Hoy, ustedes perdonen, me encuentro nostálgica. Mi papá murió un 17 de abril cuando yo era muy joven. Esta mañana, en la que tuve que realizar un engorroso trámite, fantaseé con la compañía de mi padre para que todo saliera bien. Fuera de caminar como cartero, bajo un sol inclemente, para recuperar ciertos papeles que me faltaban, parece que la gestión resultó exitosa.
No pude, sin embargo, leer toda la prensa posible para glosar algún error más de la CuatroTé, que es una de mis tareas favoritas. Más allá del juicio político que el “ministro en renuncia” Arturo Saldívar, como acuñó alguien en Xuitter, quiere desatar contra la ministra presidente de la Suprema Corte de Justicia de la Nación, Norma Lucía Piña Hernández, por no poder ignorar un escrito anónimo dirigido a diversas autoridades del Consejo de la Judicatura Federal, entre ellas a la propia ministra Piña, sobre conductas reprobables de su antecesor, el susodicho Arturo Saldívar, más allá de eso, abandoné mis lecturas y salí a la calle. Por desgracia no concentré suficiente información y ya que he iniciado un paseo a una lejana década (dejé ya de escribir a mano y me paso al teclado), me gustaría narrar uno de mis momentos “cumbres” en el Centro Mexicano de Escritores.
Aquella vez llegué tarde. Recogí en mi Volkswagen a un compañero. Algún movimiento de acomodar libros en la parte de atrás y dos bolsas de súper de mi amigo, que fueron a dar a la cajuela, nos quitó tiempo. El caso es que a mí me tocaba leer. En el Centro, se sentaba Salvador Elizondo junto a mí, enfrente Juan Rulfo, alrededor los otros becarios, yo era la única mujer, y don Francisco Monterde presidía la mesa. Entré como chiflido, repartí mis copias Xerox y comencé a leer un poco nerviosa. Cuando acabé y todos los becarios habían opinado sobre mis cuartillas, Salvador Elizondo hizo mención a Gustavo Sáinz, que, por esos años era un amigo mayor mío y más que nada un maestro. Ignoraba que Rulfo lo detestaba, y con sobrada razón, porque Sáinz buscaba publicidad diciendo que Pedro Páramo había sido re escrita por el poeta Alí Chumacero. Rulfo enfureció, me dijo que qué malas influencias eran las mías y yo, que no sabía si soltarme a llorar o irme agraviada, le contesté que solamente quería para mí la influencia de James Joyce y la de Juan Rulfo. Fue lo que se me ocurrió, no me tachen de arrogante o de cursi.
La sesión terminó y Salvador Elizondo nos invitó a mi compañero y a mí a tomar café a su casa.
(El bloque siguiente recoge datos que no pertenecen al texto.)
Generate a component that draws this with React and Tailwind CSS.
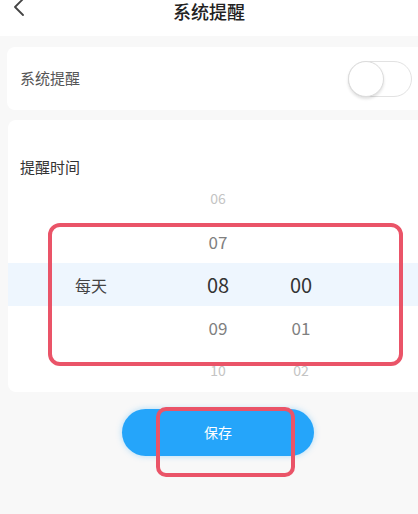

Yo necesitaba que Paulina Lavista, la mujer de Elizondo, escuchara el desaguisado y me calmara. Y así sucedió. Al poco rato se apareció Juan Rulfo, el enorme y extraordinario Rulfo, se disculpó conmigo, y yo con él mil veces, no sé de qué. Al cabo de un rato, nos pidió a mi cuate y a mí que lo lleváramos a su casa. Le solicité a mi amigo que manejara él, dado que seguía inquieta y antes de subirnos al coche, mi cuais, cuyo nombre omito, me confesó que las bolsas de super iban repletas de marihuana. Difícilmente a los 20 años a uno le da un síncope, pero algo martirizó con severidad mi organismo, por lo menos varias horas.
Qué travesía aquella del Parque México a Avenida Universidad donde vivía con mi mamá. Por fortuna, sólo estaba allí la señora que trabajaba en la casa, ya que mi madre se encontraba en España arreglando trámites correspondientes a la muerte de mi abuela.
Mi amigo dejó a Rulfo en su casa y luego se dirigió a la suya, guardó mi Volkswagen en el estacionamiento del edificio donde vivía, substrajo de la cajuela las bolsas con marihuana y nadie se enteró del asunto.
Esto lo había narrado hace tiempo en un número de la revista Configuraciones del Instituto de Estudios de la Transición Democrática, pero vino de nuevo la historia a mí, acaso vapuleada por el calor, por la invocar a mi padre durante el papeleo de la mañana o porque me gustaría de nuevo tener 20 años. Con ella convoqué a mi queridísimo Salvador Elizondo, maestro de maestros, y a Juan Rulfo, un gigante literario.